### Data provided:

__________________________________________________

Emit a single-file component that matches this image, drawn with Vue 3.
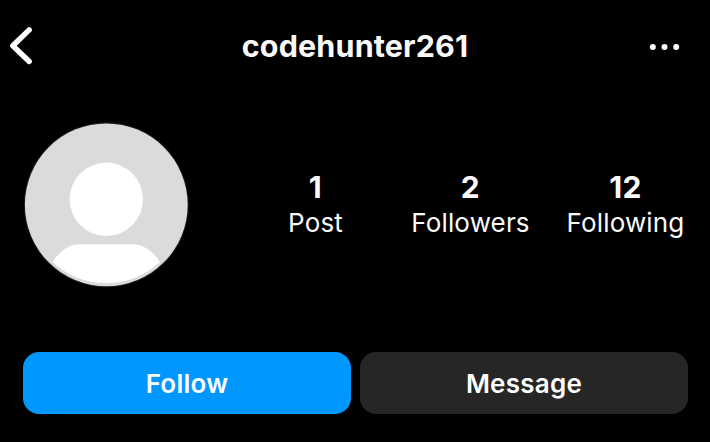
<script setup>
const stats = [
  { value: 1, label: 'Post' },
  { value: 2, label: 'Followers' },
  { value: 12, label: 'Following' },
]
</script>

<template>
  <main class="profile">
    <header class="topbar">
      <svg class="back" width="24" height="38" viewBox="0 0 24 38"><path d="M20.2 2.9L3.8 18.7L20.2 34.5" /></svg>
      <h1>codehunter261</h1>
      <svg class="more" width="32" height="10" viewBox="0 0 32 10"><circle cx="4.8" cy="6" r="3" /><circle cx="16.5" cy="6" r="3" /><circle cx="28.2" cy="6" r="3" /></svg>
    </header>
    <section class="summary">
      <svg class="avatar" width="166" height="166" viewBox="0 0 166 166">
        <circle cx="83.3" cy="82.8" r="82.5" fill="#1a1a1a" />
        <circle cx="83.3" cy="82.8" r="81.4" fill="#dbdbdb" />
        <g fill="#fff">
          <circle cx="83.3" cy="77.3" r="36.7" />
          <path d="M29.5 140C36 129.5 46 122.2 57 122.2H109.5C120.5 122.2 130.5 129.5 137 140A79 79 0 0 1 29.5 140Z" />
        </g>
      </svg>
      <div class="stats">
        <div v-for="s in stats" :key="s.label" class="stat">
          <strong>{{ s.value }}</strong><span>{{ s.label }}</span>
        </div>
      </div>
    </section>
    <div class="actions">
      <button class="follow">Follow</button>
      <button>Message</button>
    </div>
  </main>
</template>

<style>
body { background: #000; }
</style>
<style scoped>
.profile { box-sizing: border-box; height: 442px; overflow: hidden; background: #000; color: #fafafa; font-family: Inter, sans-serif; }
.topbar { display: grid; grid-template-columns: 80px 1fr 80px; align-items: center; height: 92px; }
.back { margin-left: 9px; fill: none; stroke: #fff; stroke-width: 5.4; stroke-linecap: round; stroke-linejoin: round; }
h1 { margin: 0; text-align: center; font-size: 30.5px; font-weight: 700; line-height: 40px; letter-spacing: 0.15px; }
.more { justify-self: end; margin-right: 30px; fill: #fff; }
.summary { display: flex; align-items: center; height: 226px; padding-left: 23px; }
.stats { display: grid; grid-template-columns: repeat(3, 155px); margin-left: 49px; }
.stat { display: flex; flex-direction: column; align-items: center; }
strong { font-size: 30px; font-weight: 700; line-height: 35px; letter-spacing: 0.4px; }
.stat span { font-size: 26px; line-height: 35px; letter-spacing: 0.15px; }
.actions { display: grid; grid-template-columns: 1fr 1fr; gap: 9px; padding: 34px 22px 0 23px; }
button { height: 62px; padding: 0; border: 0; border-radius: 16px; background: #262626; color: #fff; font: 600 26px Inter, sans-serif; letter-spacing: 0.25px; }
.follow { background: #0098ff; }
</style>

__________________________________________________

### Set exercise:
Give again, word for word, every line from the top of the data through the line with "</template>", both ends included, and exclude the pictures.

### Task answer:
Emit a single-file component that matches this image, drawn with Vue 3.
<script setup>
const stats = [
  { value: 1, label: 'Post' },
  { value: 2, label: 'Followers' },
  { value: 12, label: 'Following' },
]
</script>

<template>
  <main class="profile">
    <header class="topbar">
      <svg class="back" width="24" height="38" viewBox="0 0 24 38"><path d="M20.2 2.9L3.8 18.7L20.2 34.5" /></svg>
      <h1>codehunter261</h1>
      <svg class="more" width="32" height="10" viewBox="0 0 32 10"><circle cx="4.8" cy="6" r="3" /><circle cx="16.5" cy="6" r="3" /><circle cx="28.2" cy="6" r="3" /></svg>
    </header>
    <section class="summary">
      <svg class="avatar" width="166" height="166" viewBox="0 0 166 166">
        <circle cx="83.3" cy="82.8" r="82.5" fill="#1a1a1a" />
        <circle cx="83.3" cy="82.8" r="81.4" fill="#dbdbdb" />
        <g fill="#fff">
          <circle cx="83.3" cy="77.3" r="36.7" />
          <path d="M29.5 140C36 129.5 46 122.2 57 122.2H109.5C120.5 122.2 130.5 129.5 137 140A79 79 0 0 1 29.5 140Z" />
        </g>
      </svg>
      <div class="stats">
        <div v-for="s in stats" :key="s.label" class="stat">
          <strong>{{ s.value }}</strong><span>{{ s.label }}</span>
        </div>
      </div>
    </section>
    <div class="actions">
      <button class="follow">Follow</button>
      <button>Message</button>
    </div>
  </main>
</template>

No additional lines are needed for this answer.